What the task asks> Look through the data below. Show each line where the string "this" occurs.

Dataset excerpts>
**********

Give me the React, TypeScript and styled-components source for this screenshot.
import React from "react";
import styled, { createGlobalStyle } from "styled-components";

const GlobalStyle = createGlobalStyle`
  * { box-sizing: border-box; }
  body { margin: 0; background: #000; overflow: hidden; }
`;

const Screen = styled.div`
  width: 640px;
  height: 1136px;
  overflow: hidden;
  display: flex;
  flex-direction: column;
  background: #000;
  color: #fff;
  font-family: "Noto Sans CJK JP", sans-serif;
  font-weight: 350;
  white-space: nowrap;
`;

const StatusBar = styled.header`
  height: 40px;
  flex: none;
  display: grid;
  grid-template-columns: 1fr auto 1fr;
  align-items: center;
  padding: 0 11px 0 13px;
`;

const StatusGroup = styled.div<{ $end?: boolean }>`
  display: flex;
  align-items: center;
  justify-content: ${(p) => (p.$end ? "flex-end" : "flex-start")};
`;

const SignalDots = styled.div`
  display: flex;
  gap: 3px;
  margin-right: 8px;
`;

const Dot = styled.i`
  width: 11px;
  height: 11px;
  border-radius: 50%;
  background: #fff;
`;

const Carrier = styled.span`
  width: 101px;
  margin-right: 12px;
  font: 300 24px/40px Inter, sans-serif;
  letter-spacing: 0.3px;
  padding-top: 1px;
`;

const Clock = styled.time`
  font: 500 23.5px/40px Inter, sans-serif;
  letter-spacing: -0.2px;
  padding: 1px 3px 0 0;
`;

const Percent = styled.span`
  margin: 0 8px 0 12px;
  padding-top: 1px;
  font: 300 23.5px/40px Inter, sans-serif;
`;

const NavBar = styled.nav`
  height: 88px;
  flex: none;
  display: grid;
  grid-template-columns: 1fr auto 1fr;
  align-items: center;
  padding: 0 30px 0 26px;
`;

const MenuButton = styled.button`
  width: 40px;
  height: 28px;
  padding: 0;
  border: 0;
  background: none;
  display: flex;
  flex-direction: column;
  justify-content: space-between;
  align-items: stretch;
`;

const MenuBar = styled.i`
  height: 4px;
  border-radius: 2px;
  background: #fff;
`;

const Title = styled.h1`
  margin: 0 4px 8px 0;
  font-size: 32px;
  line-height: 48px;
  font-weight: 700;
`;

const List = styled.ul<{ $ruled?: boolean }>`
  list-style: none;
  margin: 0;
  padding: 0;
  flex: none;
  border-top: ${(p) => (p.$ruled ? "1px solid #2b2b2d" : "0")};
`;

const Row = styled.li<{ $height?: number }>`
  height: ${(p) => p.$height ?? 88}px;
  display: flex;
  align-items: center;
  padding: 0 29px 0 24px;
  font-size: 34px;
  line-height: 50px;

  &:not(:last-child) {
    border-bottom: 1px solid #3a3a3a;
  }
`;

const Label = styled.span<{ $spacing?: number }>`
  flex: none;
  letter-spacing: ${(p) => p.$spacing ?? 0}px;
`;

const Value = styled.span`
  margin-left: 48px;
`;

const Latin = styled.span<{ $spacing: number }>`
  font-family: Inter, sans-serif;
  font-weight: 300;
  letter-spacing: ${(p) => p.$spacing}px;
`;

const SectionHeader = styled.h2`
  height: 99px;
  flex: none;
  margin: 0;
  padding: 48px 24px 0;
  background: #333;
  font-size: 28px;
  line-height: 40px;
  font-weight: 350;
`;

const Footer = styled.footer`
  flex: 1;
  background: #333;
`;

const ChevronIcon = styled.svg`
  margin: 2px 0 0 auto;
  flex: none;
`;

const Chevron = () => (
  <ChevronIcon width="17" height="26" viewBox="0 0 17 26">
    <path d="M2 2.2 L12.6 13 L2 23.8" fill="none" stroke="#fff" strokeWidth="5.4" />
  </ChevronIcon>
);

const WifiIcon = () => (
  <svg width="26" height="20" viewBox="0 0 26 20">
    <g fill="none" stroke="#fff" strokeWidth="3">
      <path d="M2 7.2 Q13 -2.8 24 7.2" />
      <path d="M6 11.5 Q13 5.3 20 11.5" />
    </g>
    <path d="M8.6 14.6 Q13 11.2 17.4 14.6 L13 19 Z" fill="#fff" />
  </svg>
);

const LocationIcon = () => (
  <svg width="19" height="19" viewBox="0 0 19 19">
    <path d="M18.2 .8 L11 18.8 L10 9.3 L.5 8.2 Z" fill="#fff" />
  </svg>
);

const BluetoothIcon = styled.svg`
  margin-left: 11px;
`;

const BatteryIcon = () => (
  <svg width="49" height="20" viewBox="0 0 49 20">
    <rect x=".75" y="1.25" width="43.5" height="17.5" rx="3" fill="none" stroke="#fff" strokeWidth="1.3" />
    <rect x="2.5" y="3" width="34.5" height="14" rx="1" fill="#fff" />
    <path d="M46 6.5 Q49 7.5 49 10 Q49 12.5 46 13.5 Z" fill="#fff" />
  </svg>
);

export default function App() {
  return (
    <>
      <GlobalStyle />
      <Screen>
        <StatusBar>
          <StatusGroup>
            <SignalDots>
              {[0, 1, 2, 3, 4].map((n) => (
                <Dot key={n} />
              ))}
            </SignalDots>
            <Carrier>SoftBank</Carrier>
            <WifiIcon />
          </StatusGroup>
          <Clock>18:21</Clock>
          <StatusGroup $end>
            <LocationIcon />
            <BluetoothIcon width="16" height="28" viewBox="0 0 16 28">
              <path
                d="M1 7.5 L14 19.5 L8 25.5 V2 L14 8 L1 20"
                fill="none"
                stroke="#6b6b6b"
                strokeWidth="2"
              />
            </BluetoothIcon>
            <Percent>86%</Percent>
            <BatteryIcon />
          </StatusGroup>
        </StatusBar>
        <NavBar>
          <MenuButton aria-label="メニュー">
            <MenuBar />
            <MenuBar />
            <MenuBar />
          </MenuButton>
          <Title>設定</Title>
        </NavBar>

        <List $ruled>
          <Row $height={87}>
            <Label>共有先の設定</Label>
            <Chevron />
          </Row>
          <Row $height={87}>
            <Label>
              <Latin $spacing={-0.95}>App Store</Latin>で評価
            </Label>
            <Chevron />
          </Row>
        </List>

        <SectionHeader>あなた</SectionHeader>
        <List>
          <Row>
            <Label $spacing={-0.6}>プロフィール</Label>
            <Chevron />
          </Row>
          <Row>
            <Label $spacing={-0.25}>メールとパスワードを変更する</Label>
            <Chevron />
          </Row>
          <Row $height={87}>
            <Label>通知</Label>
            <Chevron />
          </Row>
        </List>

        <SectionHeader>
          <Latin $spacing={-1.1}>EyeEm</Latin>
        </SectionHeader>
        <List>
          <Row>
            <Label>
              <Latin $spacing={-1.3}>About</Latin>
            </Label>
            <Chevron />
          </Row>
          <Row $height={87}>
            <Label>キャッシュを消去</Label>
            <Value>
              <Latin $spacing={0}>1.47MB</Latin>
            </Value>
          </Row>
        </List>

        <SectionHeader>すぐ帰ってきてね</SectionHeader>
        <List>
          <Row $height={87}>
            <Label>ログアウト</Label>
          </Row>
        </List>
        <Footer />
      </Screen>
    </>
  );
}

**********

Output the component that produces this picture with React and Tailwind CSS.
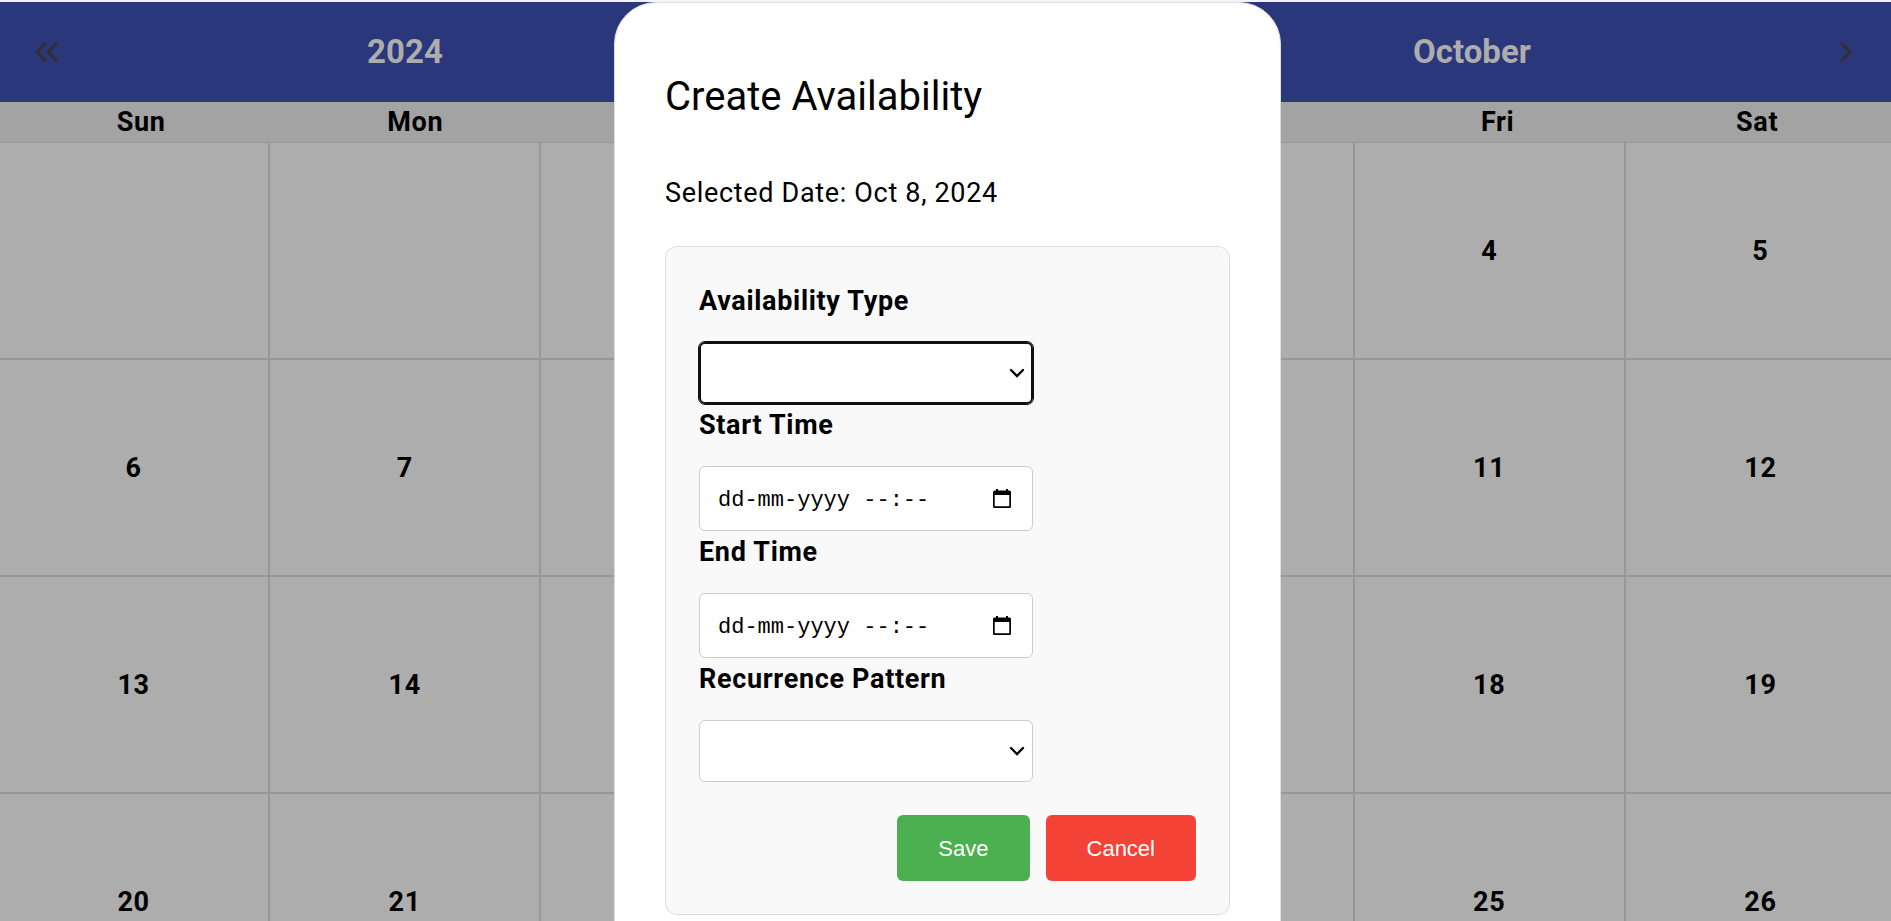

**********

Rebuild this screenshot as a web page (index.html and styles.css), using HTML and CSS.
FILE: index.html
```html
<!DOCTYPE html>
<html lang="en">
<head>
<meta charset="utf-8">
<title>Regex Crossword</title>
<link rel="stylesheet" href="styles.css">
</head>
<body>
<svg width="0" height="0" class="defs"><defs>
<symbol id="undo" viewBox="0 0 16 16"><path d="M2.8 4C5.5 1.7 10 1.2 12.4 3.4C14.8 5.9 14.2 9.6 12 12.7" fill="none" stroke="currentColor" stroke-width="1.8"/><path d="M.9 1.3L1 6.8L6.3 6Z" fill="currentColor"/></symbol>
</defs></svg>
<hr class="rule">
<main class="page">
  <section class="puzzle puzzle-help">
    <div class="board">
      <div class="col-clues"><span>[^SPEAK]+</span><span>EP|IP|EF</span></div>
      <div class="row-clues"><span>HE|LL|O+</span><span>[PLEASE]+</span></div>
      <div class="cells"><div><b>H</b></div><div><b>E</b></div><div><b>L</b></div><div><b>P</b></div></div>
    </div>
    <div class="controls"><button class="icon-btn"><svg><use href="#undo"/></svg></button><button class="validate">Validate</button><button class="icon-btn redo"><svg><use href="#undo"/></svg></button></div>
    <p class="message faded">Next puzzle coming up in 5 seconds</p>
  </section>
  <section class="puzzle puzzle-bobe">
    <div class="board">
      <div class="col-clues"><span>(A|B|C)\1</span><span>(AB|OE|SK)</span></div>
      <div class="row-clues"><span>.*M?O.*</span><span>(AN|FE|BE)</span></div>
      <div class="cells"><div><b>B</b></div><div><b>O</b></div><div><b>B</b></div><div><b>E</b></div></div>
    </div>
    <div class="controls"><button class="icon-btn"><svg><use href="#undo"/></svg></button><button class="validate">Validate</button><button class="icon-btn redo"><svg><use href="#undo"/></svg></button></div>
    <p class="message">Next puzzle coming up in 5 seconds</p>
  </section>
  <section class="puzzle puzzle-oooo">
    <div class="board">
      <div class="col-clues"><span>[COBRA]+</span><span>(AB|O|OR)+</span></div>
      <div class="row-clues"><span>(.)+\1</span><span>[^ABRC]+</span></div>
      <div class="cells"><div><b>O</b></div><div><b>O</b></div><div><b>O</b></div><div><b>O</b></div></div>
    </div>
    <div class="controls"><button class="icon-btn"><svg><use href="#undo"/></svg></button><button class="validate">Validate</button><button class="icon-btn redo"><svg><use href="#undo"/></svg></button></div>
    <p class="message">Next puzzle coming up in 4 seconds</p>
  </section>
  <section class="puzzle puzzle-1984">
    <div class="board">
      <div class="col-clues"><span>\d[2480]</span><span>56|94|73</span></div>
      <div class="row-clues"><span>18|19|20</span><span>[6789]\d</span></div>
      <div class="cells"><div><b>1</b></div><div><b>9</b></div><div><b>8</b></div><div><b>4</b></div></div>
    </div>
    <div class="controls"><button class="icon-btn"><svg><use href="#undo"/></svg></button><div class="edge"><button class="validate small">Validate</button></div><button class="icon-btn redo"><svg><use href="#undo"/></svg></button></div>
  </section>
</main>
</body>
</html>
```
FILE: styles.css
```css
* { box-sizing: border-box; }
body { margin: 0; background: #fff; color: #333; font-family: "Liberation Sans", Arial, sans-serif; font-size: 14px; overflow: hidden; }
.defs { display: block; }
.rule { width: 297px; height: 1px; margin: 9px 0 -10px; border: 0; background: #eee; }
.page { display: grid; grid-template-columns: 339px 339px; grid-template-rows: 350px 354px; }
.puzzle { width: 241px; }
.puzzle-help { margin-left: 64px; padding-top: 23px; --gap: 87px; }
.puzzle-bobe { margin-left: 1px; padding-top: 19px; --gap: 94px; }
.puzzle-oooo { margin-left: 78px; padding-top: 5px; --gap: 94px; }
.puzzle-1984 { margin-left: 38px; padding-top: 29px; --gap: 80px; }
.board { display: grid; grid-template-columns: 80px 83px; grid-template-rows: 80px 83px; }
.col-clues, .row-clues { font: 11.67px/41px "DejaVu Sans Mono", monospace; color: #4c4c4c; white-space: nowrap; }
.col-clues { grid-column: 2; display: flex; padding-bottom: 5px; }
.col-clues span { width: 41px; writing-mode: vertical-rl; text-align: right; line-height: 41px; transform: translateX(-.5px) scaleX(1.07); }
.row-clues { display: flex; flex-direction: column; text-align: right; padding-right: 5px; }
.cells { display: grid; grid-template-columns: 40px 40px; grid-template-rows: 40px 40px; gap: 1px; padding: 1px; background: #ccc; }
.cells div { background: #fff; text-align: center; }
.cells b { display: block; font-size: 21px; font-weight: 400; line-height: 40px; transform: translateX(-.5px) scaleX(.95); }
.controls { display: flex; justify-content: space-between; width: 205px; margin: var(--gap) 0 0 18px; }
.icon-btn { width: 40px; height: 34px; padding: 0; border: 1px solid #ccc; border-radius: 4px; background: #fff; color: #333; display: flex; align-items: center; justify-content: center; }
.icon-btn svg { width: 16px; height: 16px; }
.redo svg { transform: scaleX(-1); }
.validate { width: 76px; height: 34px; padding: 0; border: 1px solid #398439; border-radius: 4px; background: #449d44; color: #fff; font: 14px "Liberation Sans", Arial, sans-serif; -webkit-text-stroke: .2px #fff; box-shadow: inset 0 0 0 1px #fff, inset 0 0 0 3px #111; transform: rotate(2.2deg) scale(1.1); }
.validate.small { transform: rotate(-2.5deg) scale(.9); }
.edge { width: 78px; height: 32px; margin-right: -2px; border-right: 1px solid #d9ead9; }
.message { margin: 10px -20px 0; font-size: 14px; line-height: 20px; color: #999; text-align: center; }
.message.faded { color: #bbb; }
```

**********

Solution to the problem>
Give me the React, TypeScript and styled-components source for this screenshot.
Output the component that produces this picture with React and Tailwind CSS.
Rebuild this screenshot as a web page (index.html and styles.css), using HTML and CSS.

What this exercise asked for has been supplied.